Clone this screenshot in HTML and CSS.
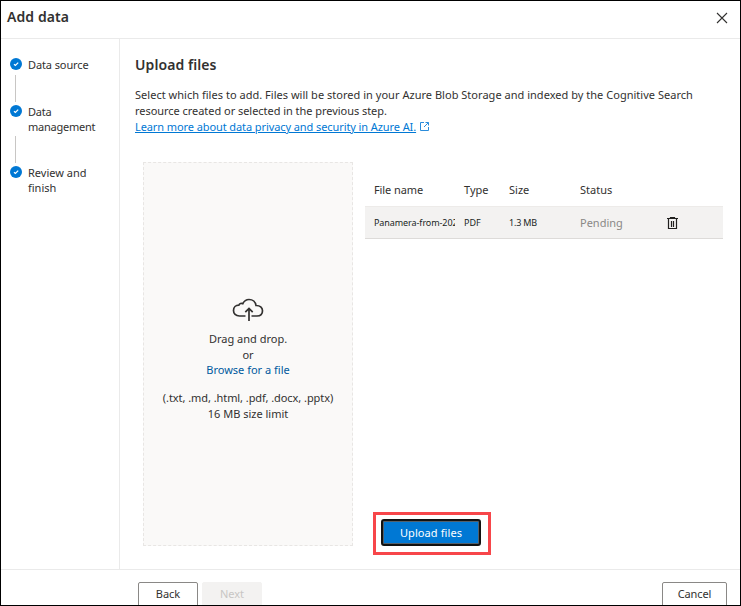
FILE: index.html
```html
<!DOCTYPE html>
<html lang="en">
<head>
<meta charset="utf-8">
<title>Add data</title>
<link rel="stylesheet" href="styles.css">
</head>
<body>
<div class="dialog">
  <header class="header">
    <h1>Add data</h1>
    <svg class="close" width="12" height="12" viewBox="0 0 12 12"><path d="M1 1l10 10M11 1L1 11" stroke="#323130" stroke-width="1.1" fill="none"/></svg>
  </header>
  <div class="middle">
    <nav class="steps">
      <div class="step first">
        <div class="mark"><svg width="12" height="12" viewBox="0 0 12 12"><circle cx="6" cy="6" r="6" fill="#0078d4"/><path d="M4 6.2l1.4 1.3L8.2 4.6" stroke="#fff" stroke-width="1.2" fill="none"/></svg><i class="line"></i></div>
        <div class="label s1">Data source</div>
      </div>
      <div class="step second">
        <div class="mark"><svg width="12" height="12" viewBox="0 0 12 12"><circle cx="6" cy="6" r="6" fill="#0078d4"/><path d="M4 6.2l1.4 1.3L8.2 4.6" stroke="#fff" stroke-width="1.2" fill="none"/></svg><i class="line"></i></div>
        <div class="label s2">Data<br>management</div>
      </div>
      <div class="step">
        <div class="mark"><svg width="12" height="12" viewBox="0 0 12 12"><circle cx="6" cy="6" r="6" fill="#0078d4"/><path d="M4 6.2l1.4 1.3L8.2 4.6" stroke="#fff" stroke-width="1.2" fill="none"/></svg></div>
        <div class="label s3">Review and<br>finish</div>
      </div>
    </nav>
    <main class="content">
      <h2>Upload files</h2>
      <p class="intro"><span class="l1">Select which files to add. Files will be stored in your Azure Blob Storage and indexed by the Cognitive Search</span><br><span class="l2">resource created or selected in the previous step.</span><br><a class="learn">Learn more about data privacy and security in Azure AI.</a><svg class="ext" width="9" height="9" viewBox="0 0 9 9"><path d="M4 .5H.5v8h8V5M5.500 .5h3v3M8.500 .5L4 5" stroke="#2b8cdb" fill="none"/></svg></p>
      <div class="columns">
        <section class="drop">
          <svg class="cloud" width="32" height="24" viewBox="0 0 32 24"><path d="M13.500 18H7.500C3.700 18 1.500 15.700 1.500 12.500C1.500 9.300 3.800 7.200 6.800 7.200C7.600 5.200 9.400 5.100 10.800 5.700C12.200 2.700 14.300 1.500 17 1.500C20.700 1.500 23.500 4 24 7.500C28 7.400 30.500 9.500 30.500 12.700C30.500 15.900 28.300 18 25 18H19.500M17 23V11M13.300 14.200L17 10.500L20.700 14.200" stroke="#323130" stroke-width="1.700" fill="none"/></svg>
          <div class="d1">Drag and drop.</div>
          <div class="or">or</div>
          <a class="browse">Browse for a file</a>
          <div class="types">(.txt, .md, .html, .pdf, .docx, .pptx)</div>
          <div class="limit">16 MB size limit</div>
        </section>
        <section class="files">
          <div class="row head"><span>File name</span><span>Type</span><span>Size</span><span class="st">Status</span></div>
          <div class="row item"><span class="name">Panamera-from-2021</span><span class="pdf">PDF</span><span class="size">1.3 MB</span><span class="pending">Pending</span><svg class="trash" width="11" height="13" viewBox="0 0 11 13"><path d="M0 1.500H11M3.500 1.500V.5h4v1M1.500 2v9.500h8V2M4.500 4v6M6.500 4v6" stroke="#201f1e" stroke-width="1.200" fill="none"/></svg></div>
          <div class="callout"><button class="upload">Upload files</button></div>
        </section>
      </div>
    </main>
  </div>
  <footer class="footer">
    <button class="btn back">Back</button>
    <button class="btn next" disabled>Next</button>
    <button class="btn cancel">Cancel</button>
  </footer>
</div>
</body>
</html>
```
FILE: styles.css
```css
* { box-sizing: border-box; }
body { margin: 0; background: #fff; }
body, button { font-family: "Noto Sans", "Open Sans", sans-serif; font-size: 11px; line-height: 16px; color: #323130; }
svg { display: block; flex: none; }
h1, h2, p { margin: 0; }
.dialog { width: 741px; height: 606px; border: 1px solid #000; display: flex; flex-direction: column; overflow: hidden; }
.header { height: 38px; flex: none; border-bottom: 1px solid #eaeaea; display: flex; justify-content: space-between; padding: 6px 12px 0 6px; }
h1 { font-size: 14px; line-height: 20px; font-weight: 600; letter-spacing: 0.08px; }
.close { margin-top: 5px; }
.middle { display: flex; height: 530px; flex: none; }
.steps { width: 119px; flex: none; border-right: 1px solid #eaeaea; padding: 19px 0 0 9px; }
.step { display: flex; gap: 6px; }
.first { height: 47px; }
.second { height: 61px; }
.mark { width: 12px; }
.line { display: block; width: 1px; height: 27px; margin: 5px 0 0 5px; background: #c8c6c4; }
.second .line { margin-top: 19px; }
.label { line-height: 15px; white-space: nowrap; margin-top: -1px; letter-spacing: -0.1px; }
.s2 { letter-spacing: -0.25px; }
.s3 { letter-spacing: 0; }
.content { flex: 1; padding: 16px 0 0 15px; }
h2 { font-size: 14px; line-height: 20px; font-weight: 600; letter-spacing: 0.08px; }
.intro { margin-top: 12px; white-space: nowrap; }
.l1 { letter-spacing: 0.025px; }
.l2 { letter-spacing: -0.04px; }
.learn { color: #0078d4; text-decoration: underline; text-underline-offset: 1px; letter-spacing: -0.09px; }
.ext { display: inline-block; margin-left: 4px; }
.columns { display: flex; margin: 27px 0 0 8px; }
.drop { width: 210px; height: 384px; border: 1px dashed #e8e6e4; background: #faf9f8; display: flex; flex-direction: column; align-items: center; padding-top: 135px; white-space: nowrap; }
.cloud { margin-bottom: 9px; }
.browse { color: #005a9e; line-height: 15px; margin-top: -1px; }
.types { margin-top: 13px; letter-spacing: -0.07px; }
.files { width: 358px; margin-left: 12px; padding-top: 11px; }
.row { display: grid; grid-template-columns: 90px 45px 71px 88px 1fr; align-items: center; padding-left: 9px; height: 33px; white-space: nowrap; }
.item { background: #f3f2f1; border-top: 1px solid #edebe9; border-bottom: 1px solid #dddbd9; font-size: 9px; color: #201f1e; }
.head span:first-child { letter-spacing: -0.1px; }
.name { width: 81px; overflow: hidden; letter-spacing: -0.08px; }
.size { letter-spacing: -0.2px; }
.trash { margin: 2px 0 0 -1px; }
.pending { font-size: 11px; color: #8a8886; }
.callout { width: 118px; height: 43px; margin: 273px 0 0 8px; border: 3px solid #f7464a; padding: 4px 5px; }
.upload { display: block; width: 100px; height: 27px; border: 2px solid #111; border-radius: 3px; padding: 0; background: #0078d4; color: #fff; letter-spacing: 0.1px; box-shadow: inset 0 0 0 1px #53606b; }
.footer { flex: 1; border-top: 1px solid #eaeaea; display: flex; align-items: flex-start; padding: 12px 13px 0 137px; }
.btn { flex: none; width: 60px; height: 25px; border: 1px solid #8a8886; border-radius: 2px; background: #fff; padding: 0 0 2px; }
.next { margin-left: 4px; background: #f3f2f1; border-color: #f3f2f1; color: #c8c6c4; }
.cancel { margin-left: auto; width: 65px; letter-spacing: -0.1px; }
```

********************

__PROBLEM TO WORK ON__
Transcribe the listing in full. Omit the pictures and keep every line exact.

__SOLUTION TO THIS PROBLEM__
Clone this screenshot in HTML and CSS.
FILE: index.html
```html
<!DOCTYPE html>
<html lang="en">
<head>
<meta charset="utf-8">
<title>Add data</title>
<link rel="stylesheet" href="styles.css">
</head>
<body>
<div class="dialog">
  <header class="header">
    <h1>Add data</h1>
    <svg class="close" width="12" height="12" viewBox="0 0 12 12"><path d="M1 1l10 10M11 1L1 11" stroke="#323130" stroke-width="1.1" fill="none"/></svg>
  </header>
  <div class="middle">
    <nav class="steps">
      <div class="step first">
        <div class="mark"><svg width="12" height="12" viewBox="0 0 12 12"><circle cx="6" cy="6" r="6" fill="#0078d4"/><path d="M4 6.2l1.4 1.3L8.2 4.6" stroke="#fff" stroke-width="1.2" fill="none"/></svg><i class="line"></i></div>
        <div class="label s1">Data source</div>
      </div>
      <div class="step second">
        <div class="mark"><svg width="12" height="12" viewBox="0 0 12 12"><circle cx="6" cy="6" r="6" fill="#0078d4"/><path d="M4 6.2l1.4 1.3L8.2 4.6" stroke="#fff" stroke-width="1.2" fill="none"/></svg><i class="line"></i></div>
        <div class="label s2">Data<br>management</div>
      </div>
      <div class="step">
        <div class="mark"><svg width="12" height="12" viewBox="0 0 12 12"><circle cx="6" cy="6" r="6" fill="#0078d4"/><path d="M4 6.2l1.4 1.3L8.2 4.6" stroke="#fff" stroke-width="1.2" fill="none"/></svg></div>
        <div class="label s3">Review and<br>finish</div>
      </div>
    </nav>
    <main class="content">
      <h2>Upload files</h2>
      <p class="intro"><span class="l1">Select which files to add. Files will be stored in your Azure Blob Storage and indexed by the Cognitive Search</span><br><span class="l2">resource created or selected in the previous step.</span><br><a class="learn">Learn more about data privacy and security in Azure AI.</a><svg class="ext" width="9" height="9" viewBox="0 0 9 9"><path d="M4 .5H.5v8h8V5M5.500 .5h3v3M8.500 .5L4 5" stroke="#2b8cdb" fill="none"/></svg></p>
      <div class="columns">
        <section class="drop">
          <svg class="cloud" width="32" height="24" viewBox="0 0 32 24"><path d="M13.500 18H7.500C3.700 18 1.500 15.700 1.500 12.500C1.500 9.300 3.800 7.200 6.800 7.200C7.600 5.200 9.400 5.100 10.800 5.700C12.200 2.700 14.300 1.500 17 1.500C20.700 1.500 23.500 4 24 7.500C28 7.400 30.500 9.500 30.500 12.700C30.500 15.900 28.300 18 25 18H19.500M17 23V11M13.300 14.200L17 10.500L20.700 14.200" stroke="#323130" stroke-width="1.700" fill="none"/></svg>
          <div class="d1">Drag and drop.</div>
          <div class="or">or</div>
          <a class="browse">Browse for a file</a>
          <div class="types">(.txt, .md, .html, .pdf, .docx, .pptx)</div>
          <div class="limit">16 MB size limit</div>
        </section>
        <section class="files">
          <div class="row head"><span>File name</span><span>Type</span><span>Size</span><span class="st">Status</span></div>
          <div class="row item"><span class="name">Panamera-from-2021</span><span class="pdf">PDF</span><span class="size">1.3 MB</span><span class="pending">Pending</span><svg class="trash" width="11" height="13" viewBox="0 0 11 13"><path d="M0 1.500H11M3.500 1.500V.5h4v1M1.500 2v9.500h8V2M4.500 4v6M6.500 4v6" stroke="#201f1e" stroke-width="1.200" fill="none"/></svg></div>
          <div class="callout"><button class="upload">Upload files</button></div>
        </section>
      </div>
    </main>
  </div>
  <footer class="footer">
    <button class="btn back">Back</button>
    <button class="btn next" disabled>Next</button>
    <button class="btn cancel">Cancel</button>
  </footer>
</div>
</body>
</html>
```
FILE: styles.css
```css
* { box-sizing: border-box; }
body { margin: 0; background: #fff; }
body, button { font-family: "Noto Sans", "Open Sans", sans-serif; font-size: 11px; line-height: 16px; color: #323130; }
svg { display: block; flex: none; }
h1, h2, p { margin: 0; }
.dialog { width: 741px; height: 606px; border: 1px solid #000; display: flex; flex-direction: column; overflow: hidden; }
.header { height: 38px; flex: none; border-bottom: 1px solid #eaeaea; display: flex; justify-content: space-between; padding: 6px 12px 0 6px; }
h1 { font-size: 14px; line-height: 20px; font-weight: 600; letter-spacing: 0.08px; }
.close { margin-top: 5px; }
.middle { display: flex; height: 530px; flex: none; }
.steps { width: 119px; flex: none; border-right: 1px solid #eaeaea; padding: 19px 0 0 9px; }
.step { display: flex; gap: 6px; }
.first { height: 47px; }
.second { height: 61px; }
.mark { width: 12px; }
.line { display: block; width: 1px; height: 27px; margin: 5px 0 0 5px; background: #c8c6c4; }
.second .line { margin-top: 19px; }
.label { line-height: 15px; white-space: nowrap; margin-top: -1px; letter-spacing: -0.1px; }
.s2 { letter-spacing: -0.25px; }
.s3 { letter-spacing: 0; }
.content { flex: 1; padding: 16px 0 0 15px; }
h2 { font-size: 14px; line-height: 20px; font-weight: 600; letter-spacing: 0.08px; }
.intro { margin-top: 12px; white-space: nowrap; }
.l1 { letter-spacing: 0.025px; }
.l2 { letter-spacing: -0.04px; }
.learn { color: #0078d4; text-decoration: underline; text-underline-offset: 1px; letter-spacing: -0.09px; }
.ext { display: inline-block; margin-left: 4px; }
.columns { display: flex; margin: 27px 0 0 8px; }
.drop { width: 210px; height: 384px; border: 1px dashed #e8e6e4; background: #faf9f8; display: flex; flex-direction: column; align-items: center; padding-top: 135px; white-space: nowrap; }
.cloud { margin-bottom: 9px; }
.browse { color: #005a9e; line-height: 15px; margin-top: -1px; }
.types { margin-top: 13px; letter-spacing: -0.07px; }
.files { width: 358px; margin-left: 12px; padding-top: 11px; }
.row { display: grid; grid-template-columns: 90px 45px 71px 88px 1fr; align-items: center; padding-left: 9px; height: 33px; white-space: nowrap; }
.item { background: #f3f2f1; border-top: 1px solid #edebe9; border-bottom: 1px solid #dddbd9; font-size: 9px; color: #201f1e; }
.head span:first-child { letter-spacing: -0.1px; }
.name { width: 81px; overflow: hidden; letter-spacing: -0.08px; }
.size { letter-spacing: -0.2px; }
.trash { margin: 2px 0 0 -1px; }
.pending { font-size: 11px; color: #8a8886; }
.callout { width: 118px; height: 43px; margin: 273px 0 0 8px; border: 3px solid #f7464a; padding: 4px 5px; }
.upload { display: block; width: 100px; height: 27px; border: 2px solid #111; border-radius: 3px; padding: 0; background: #0078d4; color: #fff; letter-spacing: 0.1px; box-shadow: inset 0 0 0 1px #53606b; }
.footer { flex: 1; border-top: 1px solid #eaeaea; display: flex; align-items: flex-start; padding: 12px 13px 0 137px; }
.btn { flex: none; width: 60px; height: 25px; border: 1px solid #8a8886; border-radius: 2px; background: #fff; padding: 0 0 2px; }
.next { margin-left: 4px; background: #f3f2f1; border-color: #f3f2f1; color: #c8c6c4; }
.cancel { margin-left: auto; width: 65px; letter-spacing: -0.1px; }
```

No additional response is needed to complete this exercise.